Lastly, there is a disconnect between teachers' knowledge and practices, bullying policies, and the role of school administrators. The teachers in this systematic review demonstrated knowledge about bullying from different sources, but few from formal training or school administration sources. Teachers saw school administrators as ultimately responsible for addressing bullying, selecting training programs, as well as setting and enforcing bullying policies (even though, some teachers resolved bullying problems inside the classroom). We argue that the disconnect between teachers, bullying policies and school administrators may close the door to effective bullying prevention, including the use of systemic approaches, and lead to inconsistencies in the ways bullying is addressed. Not involving all stakeholders often implies that regulatory responses to bullying rely on punitive approaches, such as suspension and expulsion : limiting teachers’ role to reporting incidents and referring students to administrators. Although data sharing should be part of bullying interventions, our findings indicated that this approach limits the integration of student-centered and community approaches that have been proven more efficient, not only in remedying but in preventing bullying .
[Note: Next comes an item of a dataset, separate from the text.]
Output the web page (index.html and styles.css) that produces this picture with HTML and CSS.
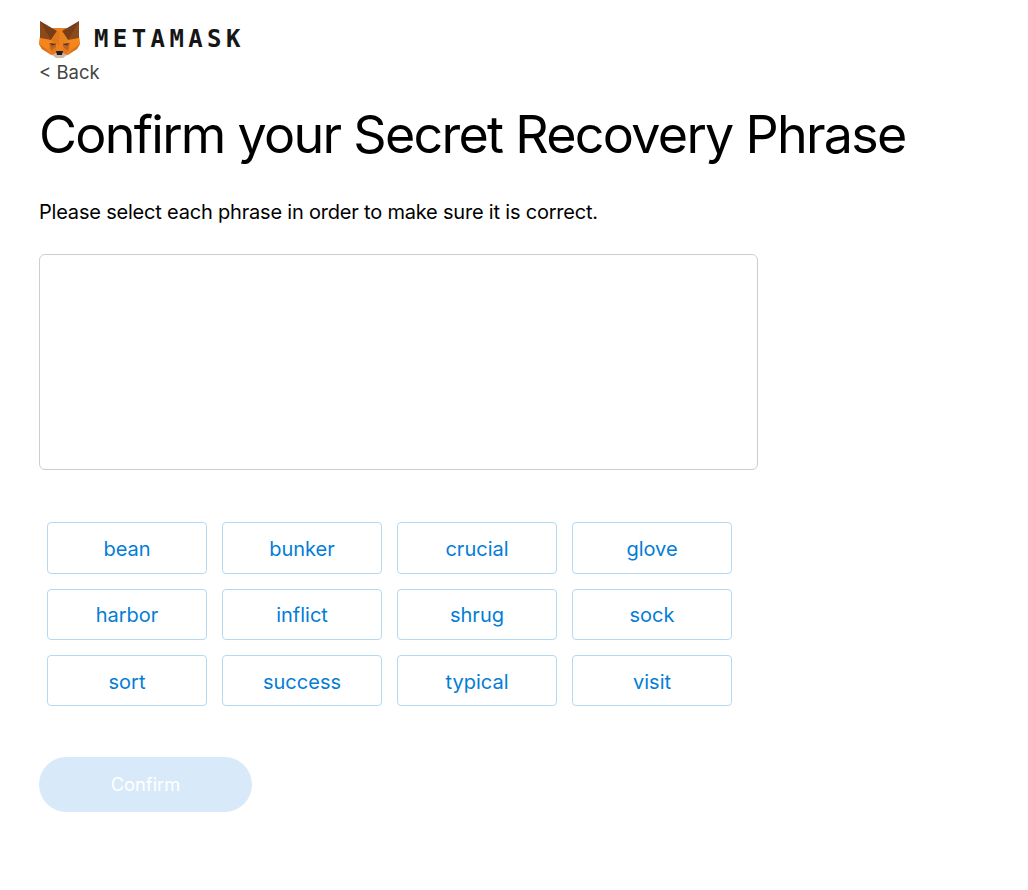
FILE: index.html
```html
<!DOCTYPE html>
<html lang="en">
<head>
<meta charset="utf-8">
<title>Confirm your Secret Recovery Phrase</title>
<link rel="stylesheet" href="styles.css">
</head>
<body>
<main class="page">
  <header class="logo">
    <svg class="fox" width="42" height="38" viewBox="0 0 42 38" aria-hidden="true">
      <polygon fill="#f0801f" points="1,16 14,8 27,8 40,16 41,24 38,29 29,35 12,35 3,29 0,24"/>
      <polygon fill="#763d16" points="1,1 18,11 12,20 1,18"/>
      <polygon fill="#763d16" points="40,1 23,11 29,20 40,18"/>
      <polygon fill="#8a4a1c" points="1,1 12,20 1,18"/>
      <polygon fill="#8a4a1c" points="40,1 29,20 40,18"/>
      <polygon fill="#e2761b" points="18,11 20.5,11 20.5,26 12,20"/>
      <polygon fill="#e8821e" points="23,11 20.5,11 20.5,26 29,20"/>
      <polygon fill="#f6851b" points="1,18 12,20 14,25 7,29 0,24"/>
      <polygon fill="#f6851b" points="40,18 29,20 27,25 34,29 41,24"/>
      <polygon fill="#d5701c" points="0,24 7,29 12,34 3,29"/>
      <polygon fill="#d5701c" points="41,24 34,29 29,34 38,29"/>
      <polygon fill="#c0631b" points="10,23 17,23 17,27 12,31"/>
      <polygon fill="#c0631b" points="31,23 24,23 24,27 29,31"/>
      <polygon fill="#3a3a42" points="11,23 17,24.5 13,25.5"/>
      <polygon fill="#3a3a42" points="30,23 24,24.5 28,25.5"/>
      <polygon fill="#e4761b" points="12,31 17,27 17,33 13,35"/>
      <polygon fill="#e4761b" points="29,31 24,27 24,33 28,35"/>
      <polygon fill="#cdb8a8" points="13,35 17,33 24,33 28,35 24,38 17,38"/>
      <polygon fill="#1d1d1d" points="17,31 24,31 23,35 18,35"/>
    </svg>
    <span class="wordmark">METAMASK</span>
  </header>
  <a class="back" href="#">&lt; Back</a>
  <h1 class="title">Confirm your Secret Recovery Phrase</h1>
  <p class="intro">Please select each phrase in order to make sure it is correct.</p>
  <div class="phrase-box"></div>
  <div class="words">
    <button class="word">bean</button>
    <button class="word">bunker</button>
    <button class="word">crucial</button>
    <button class="word">glove</button>
    <button class="word">harbor</button>
    <button class="word">inflict</button>
    <button class="word">shrug</button>
    <button class="word">sock</button>
    <button class="word">sort</button>
    <button class="word">success</button>
    <button class="word">typical</button>
    <button class="word">visit</button>
  </div>
  <button class="confirm" disabled>Confirm</button>
</main>
</body>
</html>
```

FILE: styles.css
```css
* { box-sizing: border-box; }
html, body { margin: 0; background: #fff; }
body { font-family: Inter, "Noto Sans", sans-serif; color: #000; }
.page { padding: 20px 0 0 39px; width: 1028px; height: 890px; overflow: hidden; }
.logo { display: flex; align-items: center; height: 38px; gap: 13px; }
.fox { flex: none; }
.wordmark { font-family: "DejaVu Sans Mono", monospace; font-weight: 700; font-size: 24px; letter-spacing: 4.4px; color: #161616; line-height: 38px; }
.back { display: block; height: 28px; font-size: 18.5px; line-height: 28px; color: #444; text-decoration: none; }
.title { margin: 16px 0 0; font-size: 52px; font-weight: 400; letter-spacing: -1.72px; line-height: 66px; height: 64px; white-space: nowrap; }
.intro { margin: 32px 0 0; font-size: 20px; letter-spacing: -0.2px; line-height: 29px; height: 28px; }
.phrase-box { margin-top: 28px; width: 719px; height: 216px; border: 1px solid #cdcdcd; border-radius: 6px; }
.words { margin: 52.2px 0 0 8px; width: 700px; display: grid; grid-template-columns: repeat(4, 160px); column-gap: 15px; row-gap: 15px; grid-auto-rows: 51.4px; }
.word { background: #fff; border: 1px solid #b3d9f3; border-radius: 4px; color: #037dd6; font-family: inherit; font-size: 20px; padding: 2px 0 0; }
.confirm { display: block; margin-top: 50.6px; width: 213px; height: 55px; border: 0; border-radius: 28px; background: #d8eaf9; color: #fff; font-family: inherit; font-size: 18.3px; }
```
Ongoing efforts in reducing bullying and improving school climate are needed. Since early 2000, policymakers have instituted many measures, including zero-tolerance policies; yet, these policies have failed to provide significant results in increasing safety or create responsive school cultures. Policies often lack the conceptual framework or are not clearly defined, not enough to be operationalized. A clear stand on bullying might help along with the proper early delivery and linkages of services as well as resources for the student population. Also, a lack of attention to training staff, addressing misleading practices, persists. Training serves a pivotal role in prevention and fostering a positive school climate and to be effective training needs to be consistent and ongoing. Teachers need time during the school year to implement and revisit anti-bullying lessons. The allocation of time to implement an anti-bullying curriculum without fear of retribution (for taking time away from preparing students for high-stakes testing) can help teachers address bullying issues throughout the year. There is also a need to foster partnerships with community agencies and work with policymakers to secure funding for training that will result in the dismantling of bullying and eliminate the culture of violence prevalent in and outside schools. A sustainable and positive climate within schools is the result of collaboration among teachers, administrators, families, communities, as well as public and private institutions alike. More research is needed to understand the ways teachers’ anti-bullying training will support these efforts.